The MCA says a person is unable to decide if they cannot do 1 or more of these things:

  • understand the information relevant to the decision
  • retain that information for long enough to make the decision
  • use or weigh up that information as part of the process of making the decision
  • communicate their decision




A person may be sectioned, which means they are kept in hospital under the Mental Health Act. This may be voluntary or involuntary. 

Sectioning may be necessary for a number of reasons including certain mental disorders and the health and safety of the patient or others. 

There are many different sections to be aware about. The most commonly used ones include:

  • Section 2 – Detained for up to 28 days
  • Section 3 – Detained for up to 6 months 
  • Section 5 (2) – Detained for up to 72 hours
  • Section 5 (4) – Detained for up to 6 hours or until a doctor or clinician with authority to detain arrives.

What to do if consent is not valid?

If the consent provided does not meet the 3 criteria listed above, it is important to think about the next steps you can take to continue patient care. 

Importantly, a patient lacking capacity should not be denied necessary treatment.

Options include: 

  • Lasting power of attorney (LPA) 
    • This is a legal document that allows a patient to decide who can make future decisions for them should they lose the capacity to consent. An example of this includes a stroke, where the patient may lose the ability to understand the information relayed to them.
    • There are 2 types of LPA
      • health and welfare
      • property and financial affairs
    • An attorney can be anyone aged 18 and above and does not need to live in the UK. 
    • Patients can have more than one attorney
    • It can take up to 20 weeks to process this form, therefore alternative measures may need to be explored if an LPA has not yet been finalised. 


  • Advanced directive 
    • A decision made by the patient, whilst they still have the capacity to consent, to refuse certain types of treatment in the future. It takes precedence over any other decision. 
    • A common example of this is a Do Not Attempt Cardiopulmonary Resuscitation (DNACPR). 
    • Advanced directives are legally binding. This must be written and signed by the patient with a witness involved. 


  • Advanced statement 
    • This statement described the patient’s wishes, beliefs and feelings about their care and management but is not considered legally binding.
    • It can be used alongside other factors to help healthcare professionals and family members come up with a plan
  • Acting in the patient’s best interest 
    • Normally a multidisciplinary team (MDT) is required to make a decision on a patient’s management if a lasting power of attorney and advanced directive are not present. 
    • This can also used when patients are presenting in a life-threatening situation. 
    • This may also be the most sensible option if you suspect the LPA is abusing their position or the patient. 
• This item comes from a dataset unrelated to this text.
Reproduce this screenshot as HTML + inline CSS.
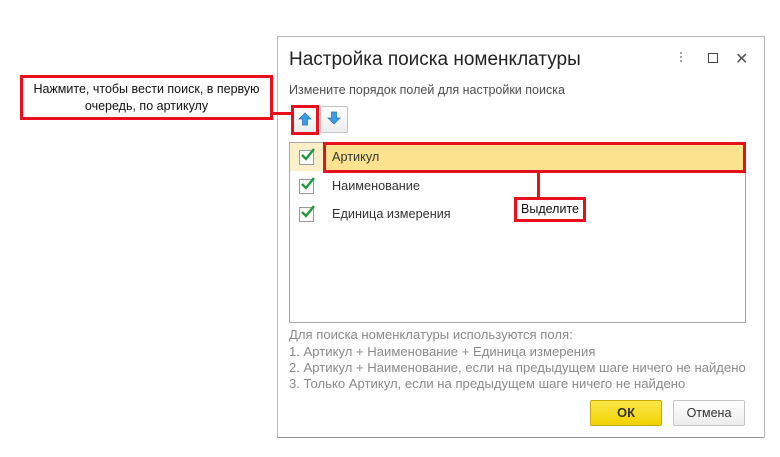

  • Appointment of healthcare proxy 
    • For incapacitated adults, the Mental Capacity Act 2005 has set guidelines for the appointment of a proxy decision maker. 
    • A proxy can have access to their health information. 


  • Court – The Court of Protection’s Practice Direction states that some matters should be dealt by the court. Cases that would necessitate court intervention include
    • Decisions about the proposed withholding or withdrawal of artificial nutrition and hydration from a person in a permanent vegetative state or a minimally conscious state
    • Cases involving organ or bone marrow donation by a person who lacks capacity to consent
    • Cases involving non-therapeutic sterilisation of a person who lacks capacity to consent.


Consent is seen in everyday practice, and it is important to be familiar with the ethico-legal factors associated with it. A person may be capacitous to consent for some decisions and not others depending on the complexity of the situation.

It is important as healthcare professionals to not abuse the power of making decisions on behalf of patients who are unable to consent and instead endeavour to involve as many people as possible, including family and other members of the team, when making life-changing decisions.